Just two days ago I proposed to start negotiations with all four.
And I want to look beyond Europe. The Atlantic route is dangerous and deadly. To meet this challenge I want Frontex to conclude Status Agreements with Mauritania and Senegal. The first from Africa.
It’s good that all of you are here today.
The EU can only be safe if our neighbours and partners are safe.
And we can only manage migration together.
Most migration to Europe is regular migration, legal migration. People coming for jobs, for love, for family, for study that got residence permits. That’s about 3 million people every year.
And far fewer come in irregular ways. But of course, those are the ones you encounter every day. The people who come on foot, hidden in airtight vans, in small boats on high waves.
I know I can count on you to manage the border.
And you can count on me for the right policies so you can do your job.
I want fewer people to come in irregular ways. So more can come in regular ways, legal pathways to the European Union.
And we can only manage migration together, with our partners along migration routes.
I’m working with countries outside Europe. On mutually beneficial migration partnerships to fight smugglers and find opportunities for regular migration.
And I’m working tirelessly to get Member States to agree on the Pact on Migration and Asylum.
We are making progress, now under the Czech Presidency. We are coming closer to a more Europeanised way to manage migration.
With proper registration, with border procedures and with a mandatory solidarity.
Finally what guides our joint work are our values.

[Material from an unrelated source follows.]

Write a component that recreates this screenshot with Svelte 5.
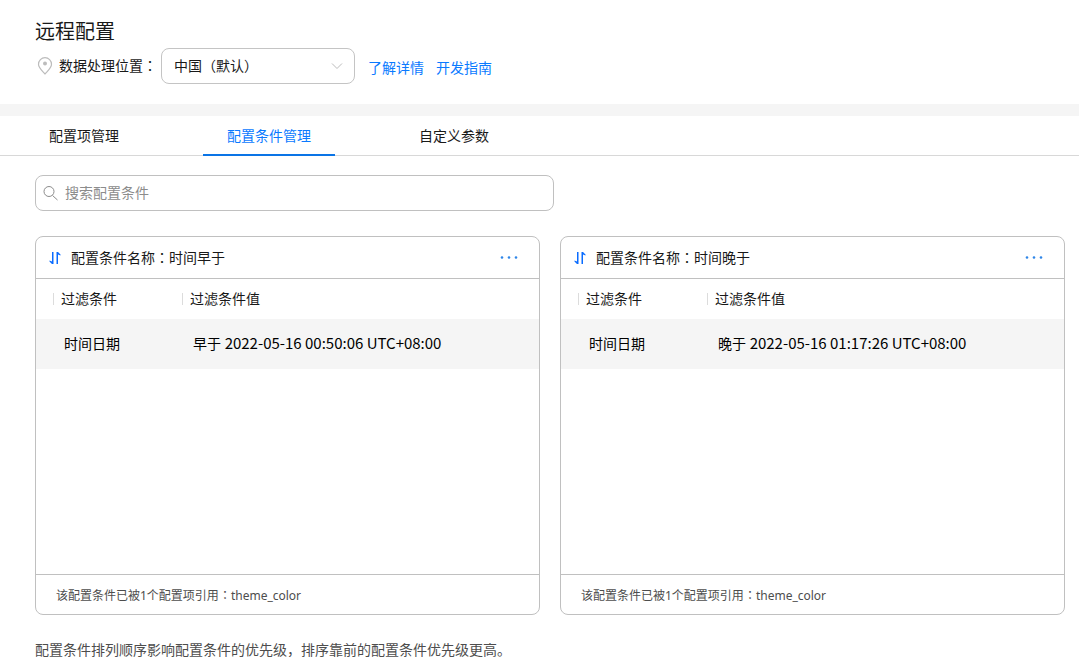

Thousands and thousands of men and women do their duty as border guards every day.
Protecting the borders, protecting people and protecting our values.
With professionalism, integrity, commitment that Europe is proud of.
That I am proud of.
Your meeting today is a very important meeting.
And I call on you to use this opportunity.
To strengthen this global community.
Based on shared challenges, shared goals and shared values.
An equal partnership based on mutual respect.